Its analysis of OnTheMarket data suggests that the number of new sales listings in England and Wales rose 18 per cent week-on-week in the seven days to 6 March, the highest such rise since June 2020, a fortnight after the property market re-opened following the first lockdown.
Tom Bill, head of UK residential research at Knight Frank, said: ‘Circumstances are conspiring to produce an active few months in the UK housing market.
‘While the stamp duty holiday extension, the re-opening of schools and vaccine rollout are driving supply and demand higher, the prospect of summer holidays will inject further urgency into the second quarter of the year.’
Rents are also rising
As well as price rises in the sales market, rents have also been on the rise in recent months – at least outside of the capital.
Research by estate agent Hamptons International showed that year-on-year rental growth outside London hit 8 per cent in February, the highest figure since its index began in 2012. In real terms this equates to an increase of £68 per month.
London saw a double dip in rental growth as rents fell again following five months of growth.
Across Greater London rents fell 0.2 per cent year-on-year, following five consecutive months of growth.
Hamptons said the drop was driven by falls in Inner London. Average rents in Inner London fell 17.7 per cent year-on-year, the largest decrease recorded since the onset of the pandemic. Meanwhile in Outer London, rents grew 5.3 per cent annually, the sixth consecutive month of growth.
Rental growth: UK rents have increased by 5.6% year-on-year to reach £1,062 per month
The rental growth seen nationally appears to have been fuelled by a lack of stock. The report said 300,000 fewer properties had come on to the rental market since the onset of the pandemic than during the preceding 12 months.

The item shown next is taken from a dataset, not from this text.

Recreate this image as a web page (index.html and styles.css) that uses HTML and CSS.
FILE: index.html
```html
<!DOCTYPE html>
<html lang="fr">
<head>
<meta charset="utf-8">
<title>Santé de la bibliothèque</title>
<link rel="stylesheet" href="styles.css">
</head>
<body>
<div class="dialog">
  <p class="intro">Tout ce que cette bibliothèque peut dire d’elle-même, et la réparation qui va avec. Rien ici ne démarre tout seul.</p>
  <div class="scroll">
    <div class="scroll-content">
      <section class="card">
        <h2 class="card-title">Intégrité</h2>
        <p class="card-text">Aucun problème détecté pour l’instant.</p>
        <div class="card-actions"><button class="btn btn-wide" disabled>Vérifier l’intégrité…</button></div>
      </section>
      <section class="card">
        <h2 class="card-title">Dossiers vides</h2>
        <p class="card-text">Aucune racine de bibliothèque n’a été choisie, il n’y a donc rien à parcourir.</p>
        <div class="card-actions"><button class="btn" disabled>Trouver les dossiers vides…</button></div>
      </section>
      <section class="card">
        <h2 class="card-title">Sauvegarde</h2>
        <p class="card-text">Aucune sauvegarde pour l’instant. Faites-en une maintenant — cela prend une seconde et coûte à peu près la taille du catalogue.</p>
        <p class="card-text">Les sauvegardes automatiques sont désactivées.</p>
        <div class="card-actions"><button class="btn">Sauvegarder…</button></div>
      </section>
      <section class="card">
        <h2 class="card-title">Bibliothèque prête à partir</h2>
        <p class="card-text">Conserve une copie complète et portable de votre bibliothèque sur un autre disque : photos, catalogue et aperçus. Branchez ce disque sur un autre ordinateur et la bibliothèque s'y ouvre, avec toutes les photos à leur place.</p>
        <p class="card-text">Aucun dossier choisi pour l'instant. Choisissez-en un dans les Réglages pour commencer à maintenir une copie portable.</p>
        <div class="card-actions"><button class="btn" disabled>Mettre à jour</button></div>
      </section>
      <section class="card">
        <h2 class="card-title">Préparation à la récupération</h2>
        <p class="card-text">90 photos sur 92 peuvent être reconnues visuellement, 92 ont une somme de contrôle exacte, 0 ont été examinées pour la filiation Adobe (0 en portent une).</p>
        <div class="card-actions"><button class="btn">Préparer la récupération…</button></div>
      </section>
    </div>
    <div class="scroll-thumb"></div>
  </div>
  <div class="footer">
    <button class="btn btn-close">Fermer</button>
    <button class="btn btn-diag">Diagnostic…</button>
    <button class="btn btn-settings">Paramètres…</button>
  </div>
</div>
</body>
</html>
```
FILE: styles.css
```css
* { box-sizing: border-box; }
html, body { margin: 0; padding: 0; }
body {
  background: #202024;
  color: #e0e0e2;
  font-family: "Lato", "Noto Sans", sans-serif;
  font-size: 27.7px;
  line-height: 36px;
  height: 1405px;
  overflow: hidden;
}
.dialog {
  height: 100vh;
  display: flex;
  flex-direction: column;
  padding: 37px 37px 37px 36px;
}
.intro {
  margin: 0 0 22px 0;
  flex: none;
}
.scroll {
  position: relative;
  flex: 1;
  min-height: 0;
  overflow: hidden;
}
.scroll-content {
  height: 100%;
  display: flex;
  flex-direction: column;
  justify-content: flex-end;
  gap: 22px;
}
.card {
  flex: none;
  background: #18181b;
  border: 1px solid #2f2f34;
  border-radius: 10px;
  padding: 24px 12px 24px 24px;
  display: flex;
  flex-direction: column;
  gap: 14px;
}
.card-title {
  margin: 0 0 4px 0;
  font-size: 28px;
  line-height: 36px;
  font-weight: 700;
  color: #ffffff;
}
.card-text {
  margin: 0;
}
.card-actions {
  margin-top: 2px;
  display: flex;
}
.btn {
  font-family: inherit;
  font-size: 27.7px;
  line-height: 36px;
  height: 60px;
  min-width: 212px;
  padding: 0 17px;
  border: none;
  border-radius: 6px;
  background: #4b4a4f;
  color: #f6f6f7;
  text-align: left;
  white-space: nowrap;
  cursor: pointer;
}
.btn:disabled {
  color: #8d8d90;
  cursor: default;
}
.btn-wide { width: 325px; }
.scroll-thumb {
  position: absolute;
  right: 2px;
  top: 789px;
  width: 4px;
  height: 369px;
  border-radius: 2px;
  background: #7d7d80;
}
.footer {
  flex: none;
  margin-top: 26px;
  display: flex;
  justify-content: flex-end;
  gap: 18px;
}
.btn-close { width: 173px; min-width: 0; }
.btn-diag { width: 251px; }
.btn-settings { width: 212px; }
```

Last month, the number of rental homes on the market fell by double digit percentages in every region apart from London compared with the same time last year. The South West and Wales saw the largest declines, with 48 per cent fewer homes available to rent in February than the same time last year.
There were 16 per cent more homes available to rent in cities across Great Britain in February 2021 than at the same time last year, as renters moved away from urban centres in favour of more suburban and rural locations.

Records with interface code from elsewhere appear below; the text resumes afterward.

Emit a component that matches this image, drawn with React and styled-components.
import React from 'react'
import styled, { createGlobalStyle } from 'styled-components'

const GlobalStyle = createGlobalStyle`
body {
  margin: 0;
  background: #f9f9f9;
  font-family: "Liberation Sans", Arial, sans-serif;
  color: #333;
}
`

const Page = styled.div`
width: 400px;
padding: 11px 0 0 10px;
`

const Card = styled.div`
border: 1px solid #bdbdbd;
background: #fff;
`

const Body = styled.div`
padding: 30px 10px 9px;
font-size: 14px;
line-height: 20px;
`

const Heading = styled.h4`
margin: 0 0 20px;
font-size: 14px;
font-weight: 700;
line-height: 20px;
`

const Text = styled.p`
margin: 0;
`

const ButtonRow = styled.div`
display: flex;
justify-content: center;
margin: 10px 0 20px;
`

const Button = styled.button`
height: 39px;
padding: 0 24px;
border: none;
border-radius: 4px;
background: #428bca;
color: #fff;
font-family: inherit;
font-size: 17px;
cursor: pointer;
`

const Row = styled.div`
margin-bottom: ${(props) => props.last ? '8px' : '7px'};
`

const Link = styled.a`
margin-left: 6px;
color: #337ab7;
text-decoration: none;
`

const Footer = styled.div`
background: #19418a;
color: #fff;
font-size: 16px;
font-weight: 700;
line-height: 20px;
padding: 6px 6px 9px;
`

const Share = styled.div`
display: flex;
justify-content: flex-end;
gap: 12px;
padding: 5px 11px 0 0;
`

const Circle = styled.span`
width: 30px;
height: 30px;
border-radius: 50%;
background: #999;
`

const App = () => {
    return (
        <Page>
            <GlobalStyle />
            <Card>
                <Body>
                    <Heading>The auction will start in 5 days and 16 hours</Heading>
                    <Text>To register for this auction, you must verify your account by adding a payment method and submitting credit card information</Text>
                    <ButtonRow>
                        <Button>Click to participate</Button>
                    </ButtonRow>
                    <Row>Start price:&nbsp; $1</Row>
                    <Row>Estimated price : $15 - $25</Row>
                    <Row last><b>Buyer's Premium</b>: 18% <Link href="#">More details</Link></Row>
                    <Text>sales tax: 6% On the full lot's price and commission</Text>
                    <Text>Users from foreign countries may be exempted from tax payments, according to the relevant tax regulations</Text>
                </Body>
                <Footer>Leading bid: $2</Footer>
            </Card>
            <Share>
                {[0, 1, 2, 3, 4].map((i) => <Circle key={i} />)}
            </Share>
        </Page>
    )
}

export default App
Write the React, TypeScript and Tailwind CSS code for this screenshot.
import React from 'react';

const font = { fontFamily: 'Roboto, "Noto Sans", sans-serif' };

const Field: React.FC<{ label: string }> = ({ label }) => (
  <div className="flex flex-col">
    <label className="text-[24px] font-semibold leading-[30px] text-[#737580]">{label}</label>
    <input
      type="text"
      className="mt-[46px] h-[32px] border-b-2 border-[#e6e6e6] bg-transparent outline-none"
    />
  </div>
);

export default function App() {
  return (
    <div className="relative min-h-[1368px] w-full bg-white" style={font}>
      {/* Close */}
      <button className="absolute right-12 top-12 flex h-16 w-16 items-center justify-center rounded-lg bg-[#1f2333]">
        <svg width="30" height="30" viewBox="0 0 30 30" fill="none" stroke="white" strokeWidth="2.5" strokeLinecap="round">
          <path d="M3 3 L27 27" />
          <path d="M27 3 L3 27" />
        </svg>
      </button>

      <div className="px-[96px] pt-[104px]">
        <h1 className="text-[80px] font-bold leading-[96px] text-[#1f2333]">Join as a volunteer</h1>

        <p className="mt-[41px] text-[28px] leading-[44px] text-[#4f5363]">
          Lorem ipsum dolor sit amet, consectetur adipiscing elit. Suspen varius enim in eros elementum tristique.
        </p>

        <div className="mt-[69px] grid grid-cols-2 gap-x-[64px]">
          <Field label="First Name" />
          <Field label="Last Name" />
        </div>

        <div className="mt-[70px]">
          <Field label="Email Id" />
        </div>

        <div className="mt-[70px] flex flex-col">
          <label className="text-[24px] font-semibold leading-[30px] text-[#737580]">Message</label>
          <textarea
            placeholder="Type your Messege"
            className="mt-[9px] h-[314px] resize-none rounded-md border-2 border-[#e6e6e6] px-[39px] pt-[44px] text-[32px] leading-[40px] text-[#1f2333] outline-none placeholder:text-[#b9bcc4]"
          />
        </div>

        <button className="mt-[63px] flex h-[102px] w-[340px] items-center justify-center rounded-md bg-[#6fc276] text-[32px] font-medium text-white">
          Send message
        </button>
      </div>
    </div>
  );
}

The supply of rental homes in towns and country locations recorded falls of 28 per cent and 52 per cent respectively. This divide was also evident in would-be tenant numbers which remained flat in the countryside, while dropping 10 per cent in cities.

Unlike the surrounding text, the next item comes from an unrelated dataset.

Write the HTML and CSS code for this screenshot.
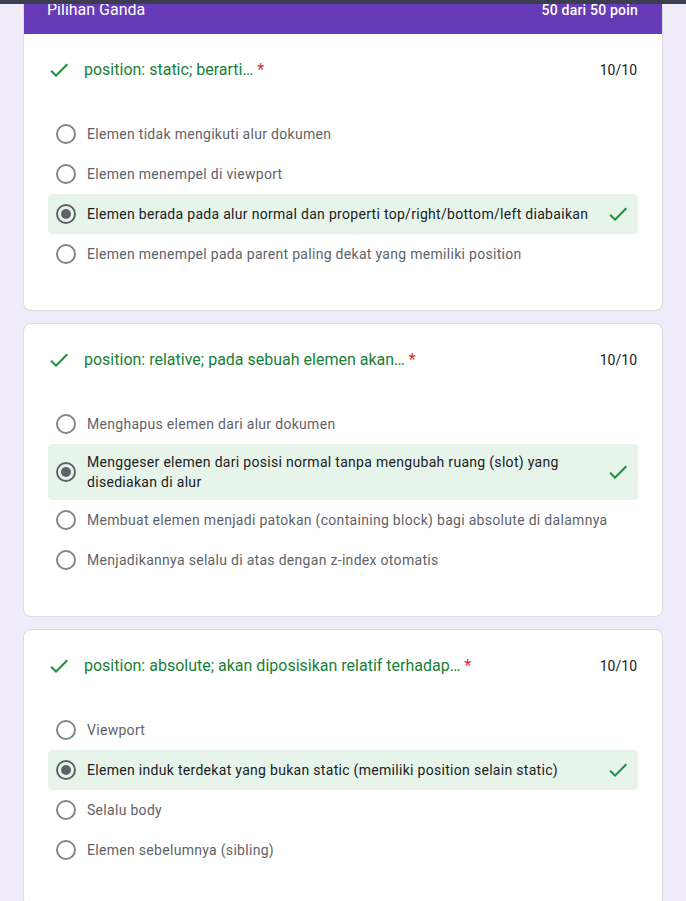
FILE: index.html
```html
<!DOCTYPE html>
<html lang="id">
<head>
<meta charset="utf-8">
<title>Pilihan Ganda</title>
<link rel="stylesheet" href="styles.css">
</head>
<body>
<div class="topbar"></div>
<main class="page">
  <section class="card">
    <div class="card-head">
      <span class="head-title">Pilihan Ganda</span>
      <span class="head-score">50 dari 50 poin</span>
    </div>
    <div class="question">
      <div class="q-row">
        <svg class="check q-check" viewBox="0 0 24 24"><path d="M9 16.17L4.83 12l-1.42 1.41L9 19 21 7l-1.41-1.41z"/></svg>
        <div class="q-title">position: static; berarti… <span class="req">*</span></div>
        <div class="q-points">10/10</div>
      </div>
      <div class="options">
        <div class="opt"><span class="radio"></span><span class="opt-text">Elemen tidak mengikuti alur dokumen</span></div>
        <div class="opt"><span class="radio"></span><span class="opt-text">Elemen menempel di viewport</span></div>
        <div class="opt opt-correct"><span class="radio radio-on"></span><span class="opt-text">Elemen berada pada alur normal dan properti top/right/bottom/left diabaikan</span><svg class="check opt-check" viewBox="0 0 24 24"><path d="M9 16.17L4.83 12l-1.42 1.41L9 19 21 7l-1.41-1.41z"/></svg></div>
        <div class="opt"><span class="radio"></span><span class="opt-text">Elemen menempel pada parent paling dekat yang memiliki position</span></div>
      </div>
    </div>
  </section>

  <section class="card">
    <div class="question">
      <div class="q-row">
        <svg class="check q-check" viewBox="0 0 24 24"><path d="M9 16.17L4.83 12l-1.42 1.41L9 19 21 7l-1.41-1.41z"/></svg>
        <div class="q-title">position: relative; pada sebuah elemen akan… <span class="req">*</span></div>
        <div class="q-points">10/10</div>
      </div>
      <div class="options">
        <div class="opt"><span class="radio"></span><span class="opt-text">Menghapus elemen dari alur dokumen</span></div>
        <div class="opt opt-correct"><span class="radio radio-on"></span><span class="opt-text">Menggeser elemen dari posisi normal tanpa mengubah ruang (slot) yang disediakan di alur</span><svg class="check opt-check" viewBox="0 0 24 24"><path d="M9 16.17L4.83 12l-1.42 1.41L9 19 21 7l-1.41-1.41z"/></svg></div>
        <div class="opt"><span class="radio"></span><span class="opt-text">Membuat elemen menjadi patokan (containing block) bagi absolute di dalamnya</span></div>
        <div class="opt"><span class="radio"></span><span class="opt-text">Menjadikannya selalu di atas dengan z-index otomatis</span></div>
      </div>
    </div>
  </section>

  <section class="card">
    <div class="question">
      <div class="q-row">
        <svg class="check q-check" viewBox="0 0 24 24"><path d="M9 16.17L4.83 12l-1.42 1.41L9 19 21 7l-1.41-1.41z"/></svg>
        <div class="q-title">position: absolute; akan diposisikan relatif terhadap… <span class="req">*</span></div>
        <div class="q-points">10/10</div>
      </div>
      <div class="options">
        <div class="opt"><span class="radio"></span><span class="opt-text">Viewport</span></div>
        <div class="opt opt-correct"><span class="radio radio-on"></span><span class="opt-text">Elemen induk terdekat yang bukan static (memiliki position selain static)</span><svg class="check opt-check" viewBox="0 0 24 24"><path d="M9 16.17L4.83 12l-1.42 1.41L9 19 21 7l-1.41-1.41z"/></svg></div>
        <div class="opt"><span class="radio"></span><span class="opt-text">Selalu body</span></div>
        <div class="opt"><span class="radio"></span><span class="opt-text">Elemen sebelumnya (sibling)</span></div>
      </div>
    </div>
  </section>
</main>
</body>
</html>
```

FILE: styles.css
```css
* { box-sizing: border-box; }

html, body {
  margin: 0;
  padding: 0;
}

body {
  background: #f0ebf8;
  font-family: Roboto, "Noto Sans", Arial, sans-serif;
  color: #202124;
  overflow: hidden;
}

.topbar {
  position: fixed;
  top: 0;
  left: 0;
  right: 0;
  height: 4px;
  background: #3c3e4f;
  z-index: 10;
}

.page {
  width: 640px;
  margin: 0 auto;
  display: flex;
  flex-direction: column;
  gap: 12px;
}

.card {
  background: #fff;
  border: 1px solid #dadce0;
  border-radius: 8px;
  overflow: hidden;
}

.card:first-child {
  margin-top: -14px;
  border-top: 0;
}

.card-head {
  background: #673ab7;
  color: #fff;
  display: flex;
  justify-content: space-between;
  align-items: center;
  padding: 12px 24px 12px 23px;
  line-height: 24px;
}

.head-title {
  font-size: 16px;
}

.head-score {
  font-size: 14px;
  font-weight: 500;
  letter-spacing: 0.2px;
}

.question {
  padding: 24px 24px 36px 23px;
}

.q-row {
  display: flex;
  align-items: center;
  height: 24px;
}

.check {
  width: 24px;
  height: 24px;
  fill: #1e8e3e;
  flex: none;
}

.q-check {
  margin-right: 13px;
}

.q-title {
  flex: 1;
  font-size: 16px;
  line-height: 24px;
  color: #188038;
}

.req {
  color: #d93025;
}

.q-points {
  font-size: 14px;
  color: #202124;
  padding-right: 1px;
}

.options {
  margin-top: 32px;
  margin-left: 1px;
  display: flex;
  flex-direction: column;
}

.opt {
  display: flex;
  align-items: center;
  min-height: 40px;
  padding: 8px 8px 8px 8px;
  border-radius: 4px;
}

.opt-correct {
  background: #e6f4ea;
}

.radio {
  width: 20px;
  height: 20px;
  border: 2px solid #80868b;
  border-radius: 50%;
  flex: none;
  display: flex;
  align-items: center;
  justify-content: center;
  margin-right: 11px;
}

.radio-on {
  border-color: #5f6368;
}

.radio-on::after {
  content: "";
  width: 10px;
  height: 10px;
  border-radius: 50%;
  background: #5f6368;
}

.opt-text {
  flex: 1;
  font-size: 14px;
  line-height: 20px;
  letter-spacing: 0.3px;
  color: #5f6368;
}

.opt-correct .opt-text {
  color: #202124;
}

.opt-check {
  margin-left: 12px;
}
```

The lack of rental homes on the market has meant that so far this year half of landlords letting a property were able to secure a higher rent than they had previously achieved. This is the highest proportion since 2016, with an average increase of £60 per month.
However, only 37 per cent of London landlords were able to secure higher rents – marking the lowest proportion recorded in any region. In contrast, 62 per cent of landlords in the South West were able to achieve higher rents on their properties.